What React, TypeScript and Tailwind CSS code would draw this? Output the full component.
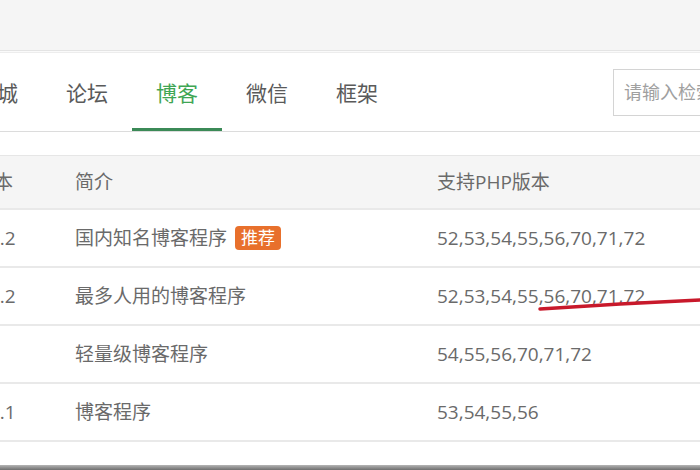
const tabs = ["商城", "论坛", "博客", "微信", "框架"];

const rows = [
  { ver: "5.2.2", desc: "国内知名博客程序", hot: true, php: "52,53,54,55,56,70,71,72" },
  { ver: "5.2.2", desc: "最多人用的博客程序", hot: false, php: "52,53,54,55,56,70,71,72" },
  { ver: "1.1", desc: "轻量级博客程序", hot: false, php: "54,55,56,70,71,72" },
  { ver: "6.2.1", desc: "博客程序", hot: false, php: "53,54,55,56" },
];

const App = () => {
  return (
    <div
      className="relative flex h-[470px] w-[700px] flex-col overflow-hidden bg-white"
      style={{ fontFamily: '"Open Sans", "Noto Sans CJK SC", sans-serif' }}
    >
      {/* top strip */}
      <div className="h-[51px] shrink-0 border-b border-[#e4e4e4] bg-[#f5f5f5]" />
      <div className="h-[2px] shrink-0 border-b border-[#ededed] bg-[#fafafa]" />

      {/* tabs */}
      <div className="flex h-[79px] shrink-0 items-center border-b border-[#dcdcdc]">
        <div className="-ml-[48px] flex h-full">
          {tabs.map((t) => (
            <div
              key={t}
              className={
                t === "博客"
                  ? "flex h-full w-[90px] items-center justify-center border-b-[3px] border-[#3b8a57] pt-[6px] text-[21px] text-[#3fa654]"
                  : "flex h-full w-[90px] items-center justify-center pt-[3px] text-[21px] text-[#5a5a5a]"
              }
            >
              {t}
            </div>
          ))}
        </div>
        <div className="ml-[211px] flex h-[47px] w-[150px] shrink-0 items-center border border-[#d4d4d4] pl-[10px] text-[18px] text-[#a0a0a0]">
          请输入检索词
        </div>
      </div>

      {/* table */}
      <div className="mt-[23px] border-t border-[#e6e6e6]">
        <div className="flex h-[54px] items-center border-b-2 border-[#e9e9e9] bg-[#f5f5f5] text-[19px] text-[#6a6a6a]">
          <div className="-ml-[25px] w-[85px] shrink-0">版本</div>
          <div className="w-[362px] shrink-0 pl-[15px]">简介</div>
          <div className="pl-[15px]">支持PHP版本</div>
        </div>
        {rows.map((r, i) => (
          <div
            key={i}
            className="flex h-[58px] items-center border-b-2 border-[#e9e9e9] text-[19px] text-[#6a6a6a]"
          >
            <div className="-ml-[27px] w-[87px] shrink-0">{r.ver}</div>
            <div className="flex w-[362px] shrink-0 items-center gap-[8px] pl-[15px]">
              {r.desc}
              {r.hot && (
                <span className="rounded-[4px] bg-[#e8702c] px-[6px] text-[17px] leading-[24px] text-white">
                  推荐
                </span>
              )}
            </div>
            <div className="pl-[15px]">{r.php}</div>
          </div>
        ))}
      </div>

      <div className="mt-auto h-[5px] shrink-0 bg-gradient-to-b from-[#b5b5b5] to-[#6f6f6f]" />

      {/* hand-drawn red mark */}
      <svg className="pointer-events-none absolute inset-0" width="700" height="470">
        <path
          d="M540 309 L620 304 L700 300"
          stroke="#c8192b"
          strokeWidth="3.5"
          strokeLinecap="round"
          fill="none"
        />
      </svg>
    </div>
  );
};

export default App;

> What you will do:
Everything from the first line of the listing above through the line that contains "shrink-0 border-b border-[#ededed]" is to be restated word for word, minus the pictures.

> Response to the task:
What React, TypeScript and Tailwind CSS code would draw this? Output the full component.
const tabs = ["商城", "论坛", "博客", "微信", "框架"];

const rows = [
  { ver: "5.2.2", desc: "国内知名博客程序", hot: true, php: "52,53,54,55,56,70,71,72" },
  { ver: "5.2.2", desc: "最多人用的博客程序", hot: false, php: "52,53,54,55,56,70,71,72" },
  { ver: "1.1", desc: "轻量级博客程序", hot: false, php: "54,55,56,70,71,72" },
  { ver: "6.2.1", desc: "博客程序", hot: false, php: "53,54,55,56" },
];

const App = () => {
  return (
    <div
      className="relative flex h-[470px] w-[700px] flex-col overflow-hidden bg-white"
      style={{ fontFamily: '"Open Sans", "Noto Sans CJK SC", sans-serif' }}
    >
      {/* top strip */}
      <div className="h-[51px] shrink-0 border-b border-[#e4e4e4] bg-[#f5f5f5]" />
      <div className="h-[2px] shrink-0 border-b border-[#ededed] bg-[#fafafa]" />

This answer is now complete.